Written exercise
All of the data should be repeated exactly; pictures are not part of the copy.

· · ·

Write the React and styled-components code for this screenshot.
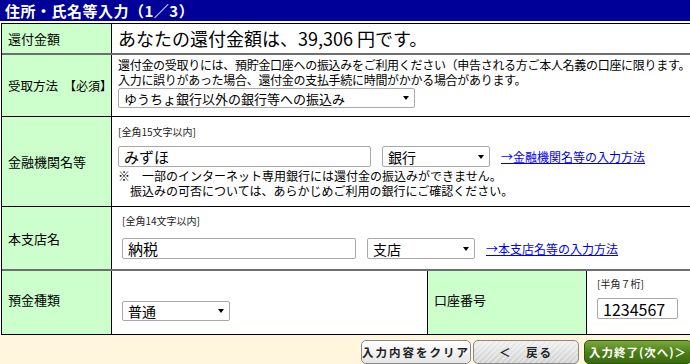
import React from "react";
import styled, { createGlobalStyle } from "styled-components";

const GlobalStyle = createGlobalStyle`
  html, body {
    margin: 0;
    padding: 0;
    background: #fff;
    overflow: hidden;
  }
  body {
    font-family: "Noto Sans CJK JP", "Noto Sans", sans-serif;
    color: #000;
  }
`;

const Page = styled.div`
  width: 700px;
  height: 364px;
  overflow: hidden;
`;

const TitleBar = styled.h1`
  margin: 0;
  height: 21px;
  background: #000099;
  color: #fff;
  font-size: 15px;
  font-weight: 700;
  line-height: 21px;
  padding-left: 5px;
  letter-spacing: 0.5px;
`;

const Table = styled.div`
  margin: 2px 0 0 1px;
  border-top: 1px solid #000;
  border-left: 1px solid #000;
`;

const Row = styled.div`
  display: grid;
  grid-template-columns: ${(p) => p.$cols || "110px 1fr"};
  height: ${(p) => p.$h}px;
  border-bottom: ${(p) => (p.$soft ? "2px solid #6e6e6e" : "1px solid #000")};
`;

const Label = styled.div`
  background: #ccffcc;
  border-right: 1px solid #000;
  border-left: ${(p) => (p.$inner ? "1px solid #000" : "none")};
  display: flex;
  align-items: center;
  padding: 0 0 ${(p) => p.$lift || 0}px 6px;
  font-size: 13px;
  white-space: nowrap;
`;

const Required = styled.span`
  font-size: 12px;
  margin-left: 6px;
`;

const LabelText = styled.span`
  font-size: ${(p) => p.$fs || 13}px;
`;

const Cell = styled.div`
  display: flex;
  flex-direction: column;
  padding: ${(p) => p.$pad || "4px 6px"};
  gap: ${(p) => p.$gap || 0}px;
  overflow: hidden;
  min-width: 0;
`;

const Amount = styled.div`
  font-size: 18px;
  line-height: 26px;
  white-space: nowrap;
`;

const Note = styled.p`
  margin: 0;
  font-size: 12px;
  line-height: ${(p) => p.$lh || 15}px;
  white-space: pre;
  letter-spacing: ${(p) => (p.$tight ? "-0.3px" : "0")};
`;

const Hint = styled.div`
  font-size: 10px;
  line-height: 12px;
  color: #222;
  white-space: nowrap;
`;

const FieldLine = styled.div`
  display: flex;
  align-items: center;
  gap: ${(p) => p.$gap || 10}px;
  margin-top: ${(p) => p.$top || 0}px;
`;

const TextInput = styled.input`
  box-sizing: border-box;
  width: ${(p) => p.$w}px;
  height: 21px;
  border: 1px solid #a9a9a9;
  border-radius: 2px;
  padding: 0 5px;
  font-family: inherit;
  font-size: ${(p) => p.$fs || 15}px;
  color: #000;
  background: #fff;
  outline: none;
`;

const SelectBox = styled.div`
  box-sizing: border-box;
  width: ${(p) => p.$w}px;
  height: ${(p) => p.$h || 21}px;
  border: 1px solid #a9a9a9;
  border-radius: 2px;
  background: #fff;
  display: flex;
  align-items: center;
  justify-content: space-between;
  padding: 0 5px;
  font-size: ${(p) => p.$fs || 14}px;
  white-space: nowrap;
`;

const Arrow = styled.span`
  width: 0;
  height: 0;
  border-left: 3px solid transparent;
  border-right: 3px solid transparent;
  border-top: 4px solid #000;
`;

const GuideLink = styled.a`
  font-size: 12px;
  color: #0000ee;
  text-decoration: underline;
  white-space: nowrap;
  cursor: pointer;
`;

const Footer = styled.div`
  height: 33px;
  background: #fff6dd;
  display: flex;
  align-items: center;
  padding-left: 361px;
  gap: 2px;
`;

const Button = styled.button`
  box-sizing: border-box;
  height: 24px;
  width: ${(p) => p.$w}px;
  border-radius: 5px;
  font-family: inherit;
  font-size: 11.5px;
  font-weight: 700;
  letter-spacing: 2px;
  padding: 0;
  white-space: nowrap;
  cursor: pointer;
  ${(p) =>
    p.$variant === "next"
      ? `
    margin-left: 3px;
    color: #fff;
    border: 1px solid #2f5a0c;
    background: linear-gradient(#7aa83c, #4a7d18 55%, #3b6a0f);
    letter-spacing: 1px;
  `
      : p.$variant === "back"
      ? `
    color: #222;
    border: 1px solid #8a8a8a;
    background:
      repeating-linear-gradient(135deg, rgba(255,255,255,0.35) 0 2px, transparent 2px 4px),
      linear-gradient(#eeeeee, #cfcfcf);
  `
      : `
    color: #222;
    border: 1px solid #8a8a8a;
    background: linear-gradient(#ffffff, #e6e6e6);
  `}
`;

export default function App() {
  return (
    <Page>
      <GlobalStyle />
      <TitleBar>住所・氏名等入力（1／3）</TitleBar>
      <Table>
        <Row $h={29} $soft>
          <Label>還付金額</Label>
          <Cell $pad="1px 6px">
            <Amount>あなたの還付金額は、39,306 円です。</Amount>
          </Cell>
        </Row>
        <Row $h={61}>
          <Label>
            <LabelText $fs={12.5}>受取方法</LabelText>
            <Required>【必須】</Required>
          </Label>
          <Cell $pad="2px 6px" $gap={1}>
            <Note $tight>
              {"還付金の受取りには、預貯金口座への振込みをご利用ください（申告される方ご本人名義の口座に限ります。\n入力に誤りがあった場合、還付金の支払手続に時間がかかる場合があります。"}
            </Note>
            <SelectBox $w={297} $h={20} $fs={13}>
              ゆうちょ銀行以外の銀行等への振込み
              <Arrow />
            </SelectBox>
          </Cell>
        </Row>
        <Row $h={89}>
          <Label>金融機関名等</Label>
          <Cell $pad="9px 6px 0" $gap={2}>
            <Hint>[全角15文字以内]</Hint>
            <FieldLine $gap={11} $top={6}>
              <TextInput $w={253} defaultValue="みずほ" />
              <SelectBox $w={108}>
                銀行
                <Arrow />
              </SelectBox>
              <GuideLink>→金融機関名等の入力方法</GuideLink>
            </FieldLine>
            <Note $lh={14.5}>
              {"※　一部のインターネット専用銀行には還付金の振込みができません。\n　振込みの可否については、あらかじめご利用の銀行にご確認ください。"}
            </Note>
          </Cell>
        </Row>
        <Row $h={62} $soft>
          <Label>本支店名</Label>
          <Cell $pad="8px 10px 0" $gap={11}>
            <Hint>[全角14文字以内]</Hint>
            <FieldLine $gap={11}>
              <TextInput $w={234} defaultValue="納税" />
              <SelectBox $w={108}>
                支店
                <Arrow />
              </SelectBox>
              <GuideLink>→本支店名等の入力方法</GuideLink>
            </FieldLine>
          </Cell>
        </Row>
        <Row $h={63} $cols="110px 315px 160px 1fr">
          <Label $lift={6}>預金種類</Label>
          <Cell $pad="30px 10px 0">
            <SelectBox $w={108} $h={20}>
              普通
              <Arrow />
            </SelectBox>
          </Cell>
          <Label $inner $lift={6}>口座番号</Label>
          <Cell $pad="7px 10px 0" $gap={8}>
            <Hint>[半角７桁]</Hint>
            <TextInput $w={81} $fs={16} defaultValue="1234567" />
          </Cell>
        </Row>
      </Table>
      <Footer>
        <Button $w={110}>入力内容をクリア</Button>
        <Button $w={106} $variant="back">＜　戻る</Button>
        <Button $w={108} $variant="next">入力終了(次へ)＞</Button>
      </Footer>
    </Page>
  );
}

· · ·

Result
Write the React and styled-components code for this screenshot.
import React from "react";
import styled, { createGlobalStyle } from "styled-components";

const GlobalStyle = createGlobalStyle`
  html, body {
    margin: 0;
    padding: 0;
    background: #fff;
    overflow: hidden;
  }
  body {
    font-family: "Noto Sans CJK JP", "Noto Sans", sans-serif;
    color: #000;
  }
`;

const Page = styled.div`
  width: 700px;
  height: 364px;
  overflow: hidden;
`;

const TitleBar = styled.h1`
  margin: 0;
  height: 21px;
  background: #000099;
  color: #fff;
  font-size: 15px;
  font-weight: 700;
  line-height: 21px;
  padding-left: 5px;
  letter-spacing: 0.5px;
`;

const Table = styled.div`
  margin: 2px 0 0 1px;
  border-top: 1px solid #000;
  border-left: 1px solid #000;
`;

const Row = styled.div`
  display: grid;
  grid-template-columns: ${(p) => p.$cols || "110px 1fr"};
  height: ${(p) => p.$h}px;
  border-bottom: ${(p) => (p.$soft ? "2px solid #6e6e6e" : "1px solid #000")};
`;

const Label = styled.div`
  background: #ccffcc;
  border-right: 1px solid #000;
  border-left: ${(p) => (p.$inner ? "1px solid #000" : "none")};
  display: flex;
  align-items: center;
  padding: 0 0 ${(p) => p.$lift || 0}px 6px;
  font-size: 13px;
  white-space: nowrap;
`;

const Required = styled.span`
  font-size: 12px;
  margin-left: 6px;
`;

const LabelText = styled.span`
  font-size: ${(p) => p.$fs || 13}px;
`;

const Cell = styled.div`
  display: flex;
  flex-direction: column;
  padding: ${(p) => p.$pad || "4px 6px"};
  gap: ${(p) => p.$gap || 0}px;
  overflow: hidden;
  min-width: 0;
`;

const Amount = styled.div`
  font-size: 18px;
  line-height: 26px;
  white-space: nowrap;
`;

const Note = styled.p`
  margin: 0;
  font-size: 12px;
  line-height: ${(p) => p.$lh || 15}px;
  white-space: pre;
  letter-spacing: ${(p) => (p.$tight ? "-0.3px" : "0")};
`;

const Hint = styled.div`
  font-size: 10px;
  line-height: 12px;
  color: #222;
  white-space: nowrap;
`;

const FieldLine = styled.div`
  display: flex;
  align-items: center;
  gap: ${(p) => p.$gap || 10}px;
  margin-top: ${(p) => p.$top || 0}px;
`;

const TextInput = styled.input`
  box-sizing: border-box;
  width: ${(p) => p.$w}px;
  height: 21px;
  border: 1px solid #a9a9a9;
  border-radius: 2px;
  padding: 0 5px;
  font-family: inherit;
  font-size: ${(p) => p.$fs || 15}px;
  color: #000;
  background: #fff;
  outline: none;
`;

const SelectBox = styled.div`
  box-sizing: border-box;
  width: ${(p) => p.$w}px;
  height: ${(p) => p.$h || 21}px;
  border: 1px solid #a9a9a9;
  border-radius: 2px;
  background: #fff;
  display: flex;
  align-items: center;
  justify-content: space-between;
  padding: 0 5px;
  font-size: ${(p) => p.$fs || 14}px;
  white-space: nowrap;
`;

const Arrow = styled.span`
  width: 0;
  height: 0;
  border-left: 3px solid transparent;
  border-right: 3px solid transparent;
  border-top: 4px solid #000;
`;

const GuideLink = styled.a`
  font-size: 12px;
  color: #0000ee;
  text-decoration: underline;
  white-space: nowrap;
  cursor: pointer;
`;

const Footer = styled.div`
  height: 33px;
  background: #fff6dd;
  display: flex;
  align-items: center;
  padding-left: 361px;
  gap: 2px;
`;

const Button = styled.button`
  box-sizing: border-box;
  height: 24px;
  width: ${(p) => p.$w}px;
  border-radius: 5px;
  font-family: inherit;
  font-size: 11.5px;
  font-weight: 700;
  letter-spacing: 2px;
  padding: 0;
  white-space: nowrap;
  cursor: pointer;
  ${(p) =>
    p.$variant === "next"
      ? `
    margin-left: 3px;
    color: #fff;
    border: 1px solid #2f5a0c;
    background: linear-gradient(#7aa83c, #4a7d18 55%, #3b6a0f);
    letter-spacing: 1px;
  `
      : p.$variant === "back"
      ? `
    color: #222;
    border: 1px solid #8a8a8a;
    background:
      repeating-linear-gradient(135deg, rgba(255,255,255,0.35) 0 2px, transparent 2px 4px),
      linear-gradient(#eeeeee, #cfcfcf);
  `
      : `
    color: #222;
    border: 1px solid #8a8a8a;
    background: linear-gradient(#ffffff, #e6e6e6);
  `}
`;

export default function App() {
  return (
    <Page>
      <GlobalStyle />
      <TitleBar>住所・氏名等入力（1／3）</TitleBar>
      <Table>
        <Row $h={29} $soft>
          <Label>還付金額</Label>
          <Cell $pad="1px 6px">
            <Amount>あなたの還付金額は、39,306 円です。</Amount>
          </Cell>
        </Row>
        <Row $h={61}>
          <Label>
            <LabelText $fs={12.5}>受取方法</LabelText>
            <Required>【必須】</Required>
          </Label>
          <Cell $pad="2px 6px" $gap={1}>
            <Note $tight>
              {"還付金の受取りには、預貯金口座への振込みをご利用ください（申告される方ご本人名義の口座に限ります。\n入力に誤りがあった場合、還付金の支払手続に時間がかかる場合があります。"}
            </Note>
            <SelectBox $w={297} $h={20} $fs={13}>
              ゆうちょ銀行以外の銀行等への振込み
              <Arrow />
            </SelectBox>
          </Cell>
        </Row>
        <Row $h={89}>
          <Label>金融機関名等</Label>
          <Cell $pad="9px 6px 0" $gap={2}>
            <Hint>[全角15文字以内]</Hint>
            <FieldLine $gap={11} $top={6}>
              <TextInput $w={253} defaultValue="みずほ" />
              <SelectBox $w={108}>
                銀行
                <Arrow />
              </SelectBox>
              <GuideLink>→金融機関名等の入力方法</GuideLink>
            </FieldLine>
            <Note $lh={14.5}>
              {"※　一部のインターネット専用銀行には還付金の振込みができません。\n　振込みの可否については、あらかじめご利用の銀行にご確認ください。"}
            </Note>
          </Cell>
        </Row>
        <Row $h={62} $soft>
          <Label>本支店名</Label>
          <Cell $pad="8px 10px 0" $gap={11}>
            <Hint>[全角14文字以内]</Hint>
            <FieldLine $gap={11}>
              <TextInput $w={234} defaultValue="納税" />
              <SelectBox $w={108}>
                支店
                <Arrow />
              </SelectBox>
              <GuideLink>→本支店名等の入力方法</GuideLink>
            </FieldLine>
          </Cell>
        </Row>
        <Row $h={63} $cols="110px 315px 160px 1fr">
          <Label $lift={6}>預金種類</Label>
          <Cell $pad="30px 10px 0">
            <SelectBox $w={108} $h={20}>
              普通
              <Arrow />
            </SelectBox>
          </Cell>
          <Label $inner $lift={6}>口座番号</Label>
          <Cell $pad="7px 10px 0" $gap={8}>
            <Hint>[半角７桁]</Hint>
            <TextInput $w={81} $fs={16} defaultValue="1234567" />
          </Cell>
        </Row>
      </Table>
      <Footer>
        <Button $w={110}>入力内容をクリア</Button>
        <Button $w={106} $variant="back">＜　戻る</Button>
        <Button $w={108} $variant="next">入力終了(次へ)＞</Button>
      </Footer>
    </Page>
  );
}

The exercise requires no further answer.